So it is always interesting to run across “new” letters from Lovecraft in this period. The digital archive of the Providence Journal in Rhode Island have revealed three letters from Lovecraft to the paper published in 1909. They provide an insight not only into Lovecraft’s thoughts during his “hermitage,” but provide some continuity with his later conflicts once he joined amateurdom and came into more regular contact with other people. It is easiest to discuss these letters with regard to their subject and context.

H. P. Lovecraft on Robert E. Lee

In January 1909, the outgoing president Theodore Roosevelt wrote a letter to the Robert E. Lee Memorial Association, encouraging them to work on a permanent memorial for the Confederate general. The letter was widely published and reported on in the newspapers, and a succinct notice appeared in the Providence Journal:

Providence Journal, 22 Jan 1909

Memorials to Lee were not entirely lacking; Washington College was renamed Washington and Lee after Lee’s many years of service there, and the University Chapel (formerly the Lee Chapel) contains the remains of Robert E. Lee and many of his immediate family. The announcement stirred emotions, since the Confederates were traitors and fought for the cause of slavery. Charles F. Janes wrote a letter to the editor in response.

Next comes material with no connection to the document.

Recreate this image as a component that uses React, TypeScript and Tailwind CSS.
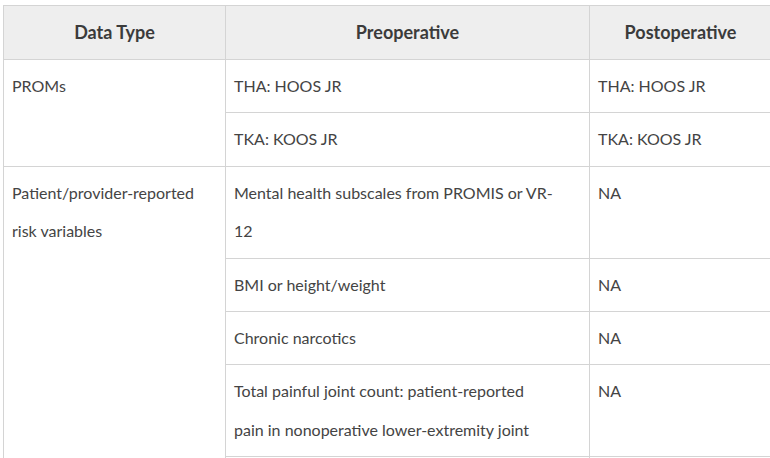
import * as React from "react";

type Row = { type?: React.ReactNode; span?: number; pre: React.ReactNode; post: string };

const rows: Row[] = [
  { type: "PROMs", span: 2, pre: "THA: HOOS JR", post: "THA: HOOS JR" },
  { pre: "TKA: KOOS JR", post: "TKA: KOOS JR" },
  {
    type: (
      <>
        Patient/provider-reported
        <br />
        risk variables
      </>
    ),
    span: 5,
    pre: (
      <>
        Mental health subscales from PROMIS or VR-
        <br />
        12
      </>
    ),
    post: "NA",
  },
  { pre: "BMI or height/weight", post: "NA" },
  { pre: "Chronic narcotics", post: "NA" },
  {
    pre: (
      <>
        Total painful joint count: patient-reported
        <br />
        pain in nonoperative lower-extremity joint
      </>
    ),
    post: "NA",
  },
  // next row starts right at the bottom edge of the view
  { pre: "\u00a0", post: "\u00a0" },
];

const cell = "border border-[#d4d4d4] px-2 py-[7px] align-top text-left font-normal";
const head = "border border-[#d4d4d4] px-2 py-[7px] text-center text-[18px] leading-[39px] font-bold text-[#3b3b3b]";

export default function App() {
  return (
    <div
      className="h-[458px] w-[770px] overflow-hidden bg-white pl-[3px] pt-[5px] text-[16px] leading-[2.4] text-[#444]"
      style={{ fontFamily: "Lato, 'Open Sans', sans-serif" }}
    >
      <table className="w-[769px] table-fixed border-collapse">
        <colgroup>
          <col className="w-[222px]" />
          <col className="w-[364px]" />
          <col />
        </colgroup>
        <thead>
          <tr className="bg-[#eeeeee]">
            <th className={head}>Data Type</th>
            <th className={head}>Preoperative</th>
            <th className={head}>Postoperative</th>
          </tr>
        </thead>
        <tbody>
          {rows.map((r, i) => (
            <tr key={i}>
              {r.type !== undefined && (
                <td rowSpan={r.span} className={cell}>
                  {r.type}
                </td>
              )}
              <td className={cell}>{r.pre}</td>
              <td className={cell}>{r.post}</td>
            </tr>
          ))}
        </tbody>
      </table>
    </div>
  );
}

This in turn inspired a lengthy response from one H. P. Lovecraft, which reply was printed in the 31 Jan 1909 edition of the Providence Journal:

Robert E. Lee

To the editor of the Providence Sunday Journal:

In the Journal of Jan. 24 I notice a letter of Charles F. Janes relating to Roosevelt’s proposed memorial to Gen. Robert E. Lee, in which several statements somewhat derogatory to the great Confederate leader’s motives are made. Mr. Janes asserts that our President honors Gen. Lee only because he was an able warrior, insinuating that the cause for which he so valiantly labored and bravely suffered was wrong, indirectly accusing him of attempting to “destroy this Government of the people, by the people and for the people,” and calling him a “foe of the country.” This unjust treatment of Gen. Lee can be construed as nothing more than a survival of the rabid, unreasoning spirit which pervaded the North before, during and immediately after the Civil War. When Robert E. Lee became a General in the Confederate Army, he did so not as an enemy, but as a friend of the Republic. He saw that no peace could come to the Union if Southern affairs were to be managed by Northerners who had no definite ideas of the actual conditions in the South, and who derived their information as to slavery from false and exaggerated reports, or from hystical effusions like “Uncle Tom’s Cabin,” which portrayed the darkest side of the situation. In other worse, he clearly saw that his State had seceded only because the yoke of the Union bore too heavily upon it, and that its secession was within the limits of constitutional right.

It was not without regret that Gen. Lee entered into battle against the flag under which he had once nobly fought; it was not that he loved the Union less, but Virginia more. Believing in the best of faith that he was benefiting the country by separating the two discordant sections, fighting up to the very last for the cause he knew to be right, yet supported only by a pitifully small band of hungry, sick and ragged heroes, Gen. Robert Edward Lee deserves not one word of censure from the American people, but volumes of praise and veneration. As Senator Hill of Georgia once truly said: “He was Caesar without his ambition. He was Cromwell without his bigotry. he was Napoleon without his selfishness. He was Washington without his reward.

H. P. LOVECRAFT
Providence, Jan. 24

During Lovecraft’s childhood in the 1890s, groups like the United Daughters of the Confederacy and the United Confederate Veterans made concerted efforts to promote the “Lost Cause” mythology of the C.S.A.—painting the Confederate soldiers as heroes fighting against overwhelming odds to preserve Southern white culture. These groups promoted the construction of Confederate military monuments and the censoring of school books that published narratives “unfair to the South.” Lovecraft was at the perfect age to absorb this pro-South, white supremacist message, and he did, characterizing himself and his friends as “Confederate sympathizers” (LRK 70) and composing poems such as “C.S.A. 1861–1865: To the Starry Cross of the SOUTH” around age 12.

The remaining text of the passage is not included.